*SOURCE EXCERPT:*

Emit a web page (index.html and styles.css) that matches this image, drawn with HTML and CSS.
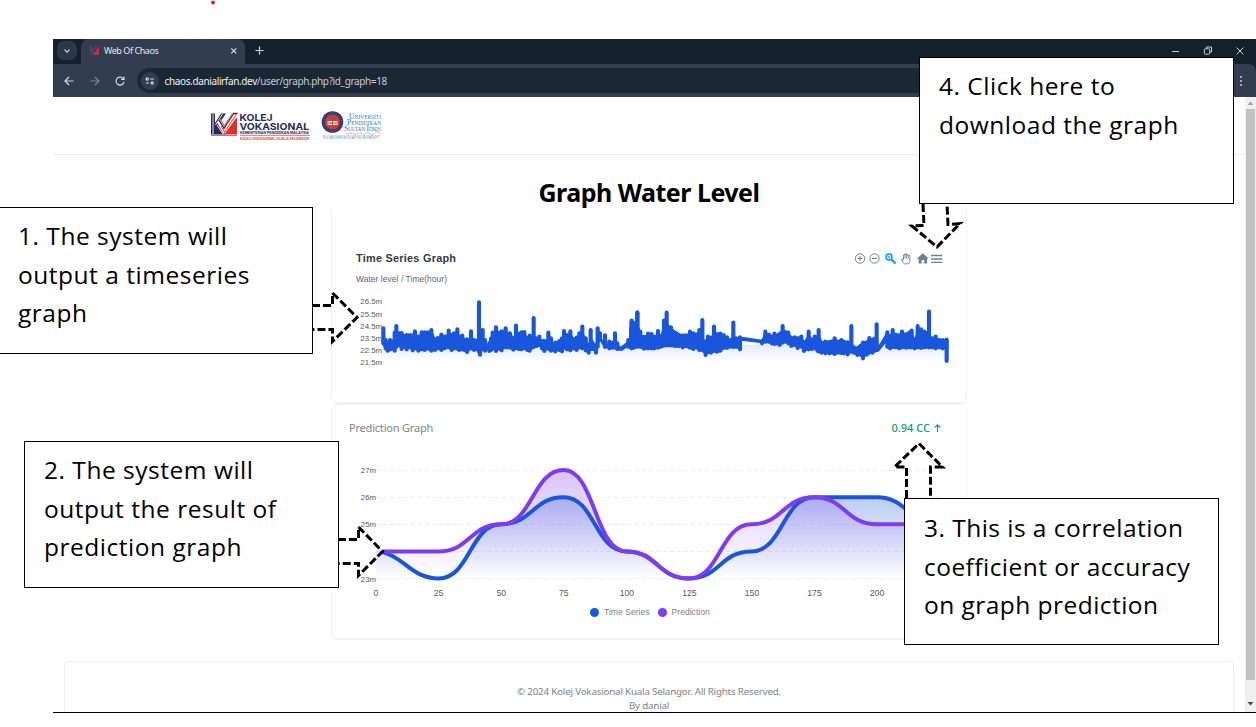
FILE: index.html
```html
<!DOCTYPE html>
<html lang="en">
<head>
<meta charset="utf-8">
<title>Web Of Chaos</title>
<link rel="stylesheet" href="styles.css">
</head>
<body>
<main class="browser">
  <header class="chrome">
    <div class="tabs">
      <span class="tab-search"><svg width="8" height="8" viewBox="0 0 8 8"><path d="M1.5 2.7 4 5.2 6.5 2.7" class="ico"/></svg></span>
      <div class="tab">
        <svg width="11" height="11" viewBox="0 0 11 11"><path d="M1 1h2v9H1zM3 5l3-4h2L4 7z" fill="#4a407c"/><path d="M3 4.500l2.500 3.500L10 1v9H3l2-1z" fill="#d02c31"/></svg>
        <span class="tab-name">Web Of Chaos</span>
        <svg width="8" height="8" viewBox="0 0 8 8"><path d="M1.3 1.3l5 5m0-5l-5 5" class="ico"/></svg>
      </div>
      <svg class="plus" width="9" height="9" viewBox="0 0 9 9"><path d="M4.5.5v8m-4-4h8" class="ico"/></svg>
      <svg class="controls" width="72" height="12" viewBox="0 0 72 12"><path d="M0 6.500h7M64.500 2.500l7 7m0-7l-7 7M34.500 3.500V2h5v5h-1.500" class="thin"/><rect x="32.300" y="3.800" width="5.400" height="5.400" rx="1" class="thin"/></svg>
    </div>
    <div class="toolbar">
      <svg width="10" height="10" viewBox="0 0 10 10"><path d="M9.5 5H1m4-4L1 5l4 4" class="ico"/></svg>
      <svg class="forward" width="10" height="10" viewBox="0 0 10 10"><path d="M.5 5H9M5 1l4 4-4 4" class="ico"/></svg>
      <svg width="10" height="10" viewBox="0 0 10 10"><path d="M8.5 3A4 4 0 1 0 9 5.800M9 .5v3H6" class="ico"/></svg>
      <div class="address">
        <span class="site"><svg width="10" height="8" viewBox="0 0 10 8"><path d="M5 2h4M1 6h3" class="ico"/><circle cx="2.200" cy="2" r="1.100" class="ico"/><circle cx="7.200" cy="6" r="1.100" class="ico"/></svg></span>
        <span class="url"><b>chaos.danialirfan.dev</b>/user/graph.php?id_graph=18</span>
      </div>
      <svg class="more" width="4" height="12" viewBox="0 0 4 12"><g fill="#c6ced9"><circle cx="2" cy="2" r="1"/><circle cx="2" cy="6" r="1"/><circle cx="2" cy="10" r="1"/></g></svg>
    </div>
  </header>
  <div class="viewport">
    <div class="page">
      <nav class="brand">
        <svg width="176" height="34" viewBox="208 108 176 34">
          <path d="M211 113.500h4v9.500l6-9.500h5l-7.500 11 7 10H211z" fill="#29295d"/>
          <path d="M213 114v20M215.500 125l7-11M217 125l6 9" stroke="#fff" stroke-width=".9"/>
          <path d="M237 117v17.500h-13z" fill="#e12f29"/>
          <path d="M219 121l5 8.500 10-15.500" fill="none" stroke="#fff" stroke-width="5"/>
          <path d="M219 120l5 8.500 9.500-15h4" fill="none" stroke="#29295d" stroke-width="1.400"/>
          <path d="M220 119l4.300 7 8.200-12.500M221 126l3.500 6 12-18" fill="none" stroke="#e8604d" stroke-width="1.200"/>
          <path d="M211 135.500h26M240 135.300h70" stroke="#a8576a" stroke-width=".8"/>
          <g class="kolej"><text x="239.500" y="120.600" textLength="33" lengthAdjust="spacingAndGlyphs">KOLEJ</text><text x="239.500" y="129.600" textLength="69.500" lengthAdjust="spacingAndGlyphs">VOKASIONAL</text></g>
          <text x="240" y="134" class="sub" textLength="69" lengthAdjust="spacingAndGlyphs">KEMENTERIAN PENDIDIKAN MALAYSIA</text>
          <text x="240" y="139.600" class="sub red" textLength="69" lengthAdjust="spacingAndGlyphs">KOLEJ VOKASIONAL KUALA SELANGOR</text>
          <circle cx="332.500" cy="122" r="10.800" fill="#28386c"/><circle cx="332.500" cy="122" r="9" fill="none" stroke="#8992aa" stroke-width=".6" stroke-dasharray="1 1"/><circle cx="332.500" cy="122" r="7.600" fill="#df3530"/>
          <path d="M327.500 121h10v4h-10z" fill="#eee5cf"/><path d="M332.500 115v10M329 118h7M327.500 123h10" stroke="#735957" stroke-width=".9"/>
          <g class="upsi"><text x="349" y="118.800" textLength="32" lengthAdjust="spacingAndGlyphs"><tspan class="cap">U</tspan>NIVERSITI</text><text x="347" y="125" textLength="34" lengthAdjust="spacingAndGlyphs"><tspan class="cap">P</tspan>ENDIDIKAN</text><text x="344" y="131.200" textLength="37" lengthAdjust="spacingAndGlyphs"><tspan class="cap">S</tspan>ULTAN <tspan class="cap">I</tspan>DRIS</text></g>
          <path d="M346 133.800q2 .8 4-.4t4 .4 4-.4 4 .4 4-.4 4 .4 4-.4 6 .2" fill="none" stroke="#ef8a86" stroke-width=".9" stroke-dasharray="3 .7"/>
          <path d="M322 135.700h59" stroke="#bbb" stroke-width=".6"/>
          <text x="323" y="139.300" class="upsi-sub" textLength="56" lengthAdjust="spacingAndGlyphs">SULTAN IDRIS EDUCATION UNIVERSITY</text>
        </svg>
      </nav>
      <h1 class="title">Graph Water Level</h1>
      <section class="card card-series">
        <svg width="634" height="196" viewBox="332 206 634 196">
          <defs><linearGradient id="fade" x2="0" y2="1"><stop stop-color="#1a56db" stop-opacity=".12"/><stop offset="1" stop-color="#1a56db" stop-opacity="0"/></linearGradient></defs>
          <text x="356" y="262" class="chart-title" textLength="100">Time Series Graph</text>
          <text x="356" y="281.700" class="chart-sub" textLength="91">Water level / Time(hour)</text>
          <path d="M383 345H948V362H383z" fill="url(#fade)"/>
          <g transform="translate(320 230) scale(.33333)" class="series">
            <path class="band" d="M188 340L195 325 203 345 210 335 220 335 224 315 245 315 258 322 276 318 282 308 292 328 304 312 336 308 344 328 364 320 385 315 400 325 412 310 425 328 440 328 465 335 476 325 492 335 503 350 515 320 528 305 545 310 560 306 570 312 582 326 590 308 612 310 620 322 632 320 650 333 670 330 690 332 705 345 730 320 752 315 762 328 780 318 790 315 805 345 815 330 828 350 835 310 855 350 885 330 900 355 928 334 950 320 965 335V350H935L928 345 905 360 890 358 870 350 855 353 845 335 835 315 830 360 808 360 790 355 740 355 700 362 680 358 660 346 630 358 580 357 550 353 508 360 490 352 480 372 470 354 445 360 420 354 385 352 365 356 330 355 300 356 280 353 245 350 232 348 222 358 205 358 192 347z"/>
            <path d="M190 295V340M197 330V355M203 345V362M210 330V358M217 335V355M224 308V362M229 288V350M238 310V345M245 309V357M252 318V350M260 315V358M270 315V352M278 320V361M285 304V355M295 320V362M305 307V358M314 307V360M324 307V356M334 300V362M345 328V360M353 324V355M364 314V360M374 320V355M386 302V352M395 315V360M402 310V355M412 298V356M418 320V360M427 317V358M434 332V360M441 328V366M453 304V352M462 330V360M471 332V358M477 217V365M480 330V374M488 300V345M495 330V362M508 340V363M513 326V360M518 308V355M528 292V363M537 308V356M545 304V361M557 295V352M565 314V350M570 310V348M580 325V359M588 287V352M596 315V357M604 307V358M613 306V353M622 325V360M629 317V362M641 264V345M650 325V348M658 320V345M666 335V355M673 342V363M685 308V355M693 325V362M706 338V364M718 333V360M726 325V364M732 303V350M741 315V358M751 304V361M761 328V355M770 323V360M778 310V350M787 290V355M797 325V361M806 350V368M812 300V345M828 350V368M833 295V350M840 310V330M855 316V350M868 335V355M878 340V353M885 310V350M892 340V357M925 330V350M935 272V355M943 280V350M952 248V350"/>
          </g>
          <g transform="translate(630 280) scale(.33333)" class="series">
            <path class="band" d="M0 145L20 130 35 168 45 168 70 168 95 165 105 125 125 148 150 164 180 163 205 160 222 185 234 175 252 165 275 165 300 183 325 185 332 173 335 173 396 182 406 162 430 170 460 152 490 175 514 172 522 188 536 168 550 180 566 165 575 188 614 180 640 185 660 190 680 205 699 188 720 180 740 170 745 204 772 158 780 172 790 160 802 172 816 163 845 158 854 182 863 158 880 158 895 155 905 178 917 174 930 182 952 180 952 203H775L768 183 745 212 720 220 698 230 670 218 563 217 553 202 528 210 510 198 490 196 470 184 450 191 420 187 396 187 334 179 328 203 300 200 270 210 228 220 205 206 160 200 110 198 80 204 42 206 20 198 0 203z"/>
            <path d="M5 125V195M12 130V203M22 98V190M31 155V200M42 175V206M54 161V205M65 162V205M73 180V205M84 153V203M93 175V200M102 122V195M110 98V195M123 142V192M135 160V198M145 165V198M158 168V202M170 170V198M180 155V203M190 160V207M200 165V200M208 150V210M217 120V205M227 185V225M234 170V215M243 175V218M252 140V212M261 162V215M271 161V212M281 165V202M291 172V204M301 180V200M310 128V201M319 175V200M330 172V208M396 185V190M406 155V185M417 164V185M425 170V190M433 161V192M441 168V190M449 166V195M458 138V188M467 156V185M475 158V190M484 175V198M494 172V195M503 175V204M514 170V200M522 190V213M536 155V208M545 185V207M554 170V205M566 150V195M574 188V218M586 185V220M598 190V220M606 190V218M614 175V222M624 186V218M634 180V219M642 185V220M653 187V223M664 138V208M672 205V218M682 205V225M692 198V215M699 188V235M710 195V224M718 174V215M727 185V218M740 133V210M772 157V200M780 168V205M788 150V200M798 164V202M808 166V205M816 155V202M828 163V203M838 158V202M845 152V202M854 180V205M863 138V202M873 148V204M883 155V202M897 95V202M907 175V202M917 170V205M928 180V202M938 180V205M950 179V243"/>
          </g>
          <g class="axis" text-anchor="end"><text x="382" y="304">26.5m</text><text x="382" y="316.500">25.5m</text><text x="382" y="328.500">24.5m</text><text x="382" y="340.500">23.5m</text><text x="382" y="352.500">22.5m</text><text x="382" y="364.800">21.5m</text></g>
          <g fill="none" stroke="#6e8192" stroke-width="1"><circle cx="860" cy="258.500" r="4.700"/><path d="M857.500 258.500h5m-2.500-2.500v5"/><circle cx="874.500" cy="258.500" r="4.700"/><path d="M872 258.500h5"/></g>
          <g fill="none" stroke="#008ffb"><circle cx="889" cy="257" r="3" stroke-width="1.400"/><path d="M891.500 259.500l4 4" stroke-width="1.800"/><path d="M887.500 257h3m-1.500-1.500v3" stroke-width=".8"/></g>
          <path d="M901.500 259.500q1-.8 2 .5v-5q.8-1 1.500 0v-1q.8-1 1.600 0v.6q.8-.8 1.500 0v1q1.200-.8 1.800.2v5.700q-.4 2.300-2.500 2.300h-3q-1.200-.4-2.900-4.300z" fill="#fff" stroke="#6e8192" stroke-width=".9"/><path d="M905 254v4.500m1.600-4.500v4.500m1.600-3.500v3.500" stroke="#6e8192" stroke-width=".9"/>
          <path d="M916.800 258.700l6-5.500 6 5.500h-1.700v4.800h-2.900v-3.500h-2.600v3.500h-2.900v-4.800z" fill="#6e8192"/><path d="M931 255.500h11.300M931 259h11.300M931 262.400h11.300" stroke="#6e8192" stroke-width="1.300"/>
        </svg>
      </section>
      <section class="card card-prediction">
        <div class="card-head"><span class="card-name">Prediction Graph</span><span class="score">0.94 CC <svg width="7" height="8" viewBox="0 0 7 8"><path d="M3.500 8V1M.7 3.700L3.500.9l2.800 2.800" fill="none" stroke="#0e9f6e" stroke-width="1.200"/></svg></span></div>
        <svg width="634" height="160" viewBox="332 442 634 160">
          <defs>
            <linearGradient id="blue" gradientUnits="userSpaceOnUse" x1="0" y1="497" x2="0" y2="578"><stop stop-color="#1a56db" stop-opacity=".3"/><stop offset="1" stop-color="#1a56db" stop-opacity="0"/></linearGradient>
            <linearGradient id="purple" gradientUnits="userSpaceOnUse" x1="0" y1="470" x2="0" y2="578"><stop stop-color="#7e3bf2" stop-opacity=".3"/><stop offset="1" stop-color="#7e3bf2" stop-opacity="0"/></linearGradient>
          </defs>
          <path d="M376 470.300H939M376 497.400H939M376 524.500H939M376 551.500H939M376 578.600H939" stroke="#ececee" stroke-width="1" stroke-dasharray="4 3"/>
          <path fill="url(#blue)" d="M376 550C407.300 550 407.300 578.500 438.600 578.500S470 524.300 501.200 524.300 532.500 497.200 563.700 497.200 595 551.400 626.300 551.400 657.500 578.500 688.800 578.500 720 551.400 751.400 551.400 782.700 497.200 814 497.200H876.600C907.900 497.200 907.900 524.300 939 524.300V578.500H376z"/>
          <path fill="url(#purple)" d="M376 551.400H438.600C470 551.400 470 524.300 501.200 524.300S532.500 470.100 563.700 470.100 595 551.400 626.300 551.400 657.500 578.500 688.800 578.500 720 524.300 751.400 524.300 782.700 497.200 814 497.200 845.300 524.300 876.600 524.300H939V578.500H376z"/>
          <g fill="none" stroke-width="4"><path stroke="#1a56db" d="M383 552.400C404 557 412 578.500 438.600 578.500 470 578.500 470 524.300 501.200 524.300S532.500 497.200 563.700 497.200 595 551.400 626.300 551.400 657.500 578.500 688.800 578.500 720 551.400 751.400 551.400 782.700 497.200 814 497.200H876.600C907.900 497.200 907.900 524.300 939 524.300"/><path stroke="#7e3bf2" d="M382 551.400H438.600C470 551.400 470 524.300 501.200 524.300S532.500 470.100 563.700 470.100 595 551.400 626.300 551.400 657.500 578.500 688.800 578.500 720 524.300 751.400 524.300 782.700 497.200 814 497.200 845.300 524.300 876.600 524.300H939"/></g>
          <g class="axis" text-anchor="end"><text x="376" y="473">27m</text><text x="376" y="500">26m</text><text x="376" y="527">25m</text><text x="376" y="581.500">23m</text></g>
          <g class="axis axis-x" text-anchor="middle"><text x="376" y="595.700">0</text><text x="438.600" y="595.700">25</text><text x="501.200" y="595.700">50</text><text x="563.800" y="595.700">75</text><text x="626.800" y="595.700">100</text><text x="689.300" y="595.700">125</text><text x="752" y="595.700">150</text><text x="814.500" y="595.700">175</text><text x="877" y="595.700">200</text></g>
        </svg>
        <div class="legend"><i class="dot dot-blue"></i><span>Time Series</span><i class="dot dot-purple"></i><span>Prediction</span></div>
      </section>
      <footer class="footer"><span>© 2024 Kolej Vokasional Kuala Selangor. All Rights Reserved.</span><span>By danial</span></footer>
    </div>
    <div class="scroll"><svg width="11" height="12" viewBox="0 0 11 12"><path d="M2.500 8l3-3.500 3 3.500z" fill="#a3a3a3"/></svg><div class="thumb"></div><svg width="11" height="12" viewBox="0 0 11 12"><path d="M2.500 4l3 3.500 3-3.500z" fill="#4a4a4a"/></svg></div>
  </div>
</main>
<svg class="arrows" width="1256" height="727" viewBox="0 0 1256 727">
  <circle cx="213" cy="2.500" r="1.900" fill="#e81c23"/>
  <g fill="none" stroke="#000" stroke-width="3" stroke-dasharray="8 3">
    <path d="M312 305.500H332.500V293L357 317.500 332.500 341.500V329.500H312"/>
    <path d="M338 539.500H358.500V527L382.500 551.500 358.500 575.500V563.500H338"/>
    <path d="M906.500 498V467H894.500L919 443.500 942.500 467H930.500V498"/>
    <path d="M923 204L924 225.500 912 226 937 247 960 223.500 948 224.500 947 204"/>
  </g>
</svg>
<aside class="note note-1">1. The system will<br>output a timeseries<br>graph</aside>
<aside class="note note-2">2. The system will<br>output the result of<br>prediction graph</aside>
<aside class="note note-3">3. This is a correlation<br>coefficient or accuracy<br>on graph prediction</aside>
<aside class="note note-4">4. Click here to<br>download the graph</aside>
</body>
</html>
```

FILE: styles.css
```css
* { box-sizing: border-box; }
body { margin: 0; width: 1256px; height: 727px; overflow: hidden; position: relative; background: #fff; font-family: "Noto Sans", sans-serif; }
svg { display: block; flex-shrink: 0; }
.browser { margin: 39px 0 0 53px; width: 1203px; height: 674px; overflow: hidden; display: flex; flex-direction: column; border-bottom: 1.5px solid #000; }
.chrome { height: 58px; background: #14212d; flex-shrink: 0; }
.tabs { height: 25px; display: flex; align-items: center; padding: 0 12px 0 4px; }
.tab-search { width: 20px; height: 19px; border-radius: 7px; background: #2c3848; display: grid; place-items: center; margin-top: -2px; }
.tab { width: 164px; height: 25px; margin-left: 4px; padding: 0 7px 2px 8px; background: #323d4f; border-radius: 8px 8px 0 0; display: flex; align-items: center; color: #e5e9f0; font-size: 9px; }
.tab-name { flex: 1; margin-left: 4px; letter-spacing: -.45px; }
.plus { margin: -2px 0 0 10px; }
.controls { margin: -2px 0 0 auto; }
.ico { fill: none; stroke: #d3dae4; stroke-width: 1.2; }
.thin { fill: none; stroke: #c9d1db; stroke-width: 1; }
.toolbar { height: 33px; padding: 0 13px 0 11px; display: flex; align-items: center; gap: 15.5px; background: #323d4f; border-radius: 0 7px 0 0; }
.forward { opacity: .45; }
.address { flex: 1; height: 25px; border-radius: 13px; background: #1b2734; display: flex; align-items: center; padding-left: 4px; margin-left: -4px; }
.site { width: 18px; height: 18px; border-radius: 50%; background: #323d4f; display: grid; place-items: center; }
.url { margin-left: 6px; color: #c4cbd5; font-size: 10px; letter-spacing: -.37px; }
.url b { font-weight: 400; color: #eef1f5; }
.more { margin-left: 4px; }
.viewport { flex: 1; min-height: 0; display: flex; }
.page { flex: 1; display: flex; flex-direction: column; align-items: center; }
.brand { align-self: stretch; height: 58px; padding: 11px 0 0 155px; border-bottom: 1px solid #ededf0; flex-shrink: 0; }
.kolej { font: 700 9.400px Inter, sans-serif; fill: #29295d; }
.sub { font: 700 3.500px Inter, sans-serif; fill: #29295d; }
.red { fill: #df4d3e; }
.upsi { font: 5.400px "Liberation Serif", serif; fill: #2f7ad0; }
.cap { font-size: 7.600px; }
.upsi-sub { font: 3px "Liberation Sans", sans-serif; fill: #4b94d7; }
.title { margin: 20px 0 0; height: 30px; line-height: 35px; font-size: 25px; letter-spacing: -.5px; font-weight: 700; color: #000; white-space: nowrap; }
.card { width: 636px; border: 1px solid #f4f4f5; border-radius: 6px; box-shadow: 0 1px 1px #f0f0f0; flex-shrink: 0; overflow: hidden; }
.card-series { height: 198px; border-top-color: transparent; }
.card-prediction { height: 235px; margin-top: 1px; }
.chart-title { font: 700 10.900px "Liberation Sans", sans-serif; fill: #333b43; }
.chart-sub { font: 8.400px "Liberation Sans", sans-serif; fill: #606469; }
.series { fill: none; stroke: #1a56db; stroke-width: 12.500; stroke-linecap: round; stroke-linejoin: round; }
.band { fill: #1a56db; stroke-width: 6; }
.axis { font: 7.800px "Liberation Sans", sans-serif; fill: #555a60; }
.axis-x { font-size: 8.600px; }
.card-head { height: 37px; padding: 8px 25px 0 17px; display: flex; justify-content: space-between; align-items: center; color: #7d838c; font-size: 11px; }
.card-name { letter-spacing: -.2px; }
.score { color: #0e9f6e; display: flex; align-items: center; gap: 4px; font-size: 11px; font-weight: 500; }
.legend { height: 20px; display: flex; align-items: center; padding-left: 258px; color: #7d828a; font: 8.600px "Liberation Sans", sans-serif; }
.dot { width: 9px; height: 9px; border-radius: 50%; margin-right: 5px; }
.dot-blue { background: #1a56db; }
.dot-purple { background: #7e3bf2; margin-left: 8px; }
.footer { width: 1170px; height: 70px; margin-top: 22px; border: 1px solid #f0f0f2; border-radius: 4px; padding-top: 23px; display: flex; flex-direction: column; align-items: center; color: #7d828b; font-size: 9.800px; letter-spacing: -.2px; line-height: 14.200px; flex-shrink: 0; }
.scroll { width: 11px; background: #f0f0f0; display: flex; flex-direction: column; align-items: center; }
.thumb { width: 9px; height: 571px; background: #c1c1c1; margin-bottom: 18px; flex-shrink: 0; }
.arrows { position: absolute; left: 0; top: 0; }
.note { position: absolute; width: 315px; height: 147px; border: 1px solid #000; background: #fff; padding: 9px 19px; color: #000; font: 24.500px/38.500px "Open Sans", sans-serif; letter-spacing: .52px; white-space: nowrap; }
.note-1 { left: -2px; top: 207px; }
.note-2 { left: 24px; top: 441px; }
.note-3 { left: 904px; top: 498px; padding-top: 10px; letter-spacing: .46px; }
.note-4 { left: 919px; top: 57px; }
```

*AIM OF THE TASK:* Determine the number of lines in the listing that contain the string "styles". Write that number and nothing else.

*ANSWER:* 3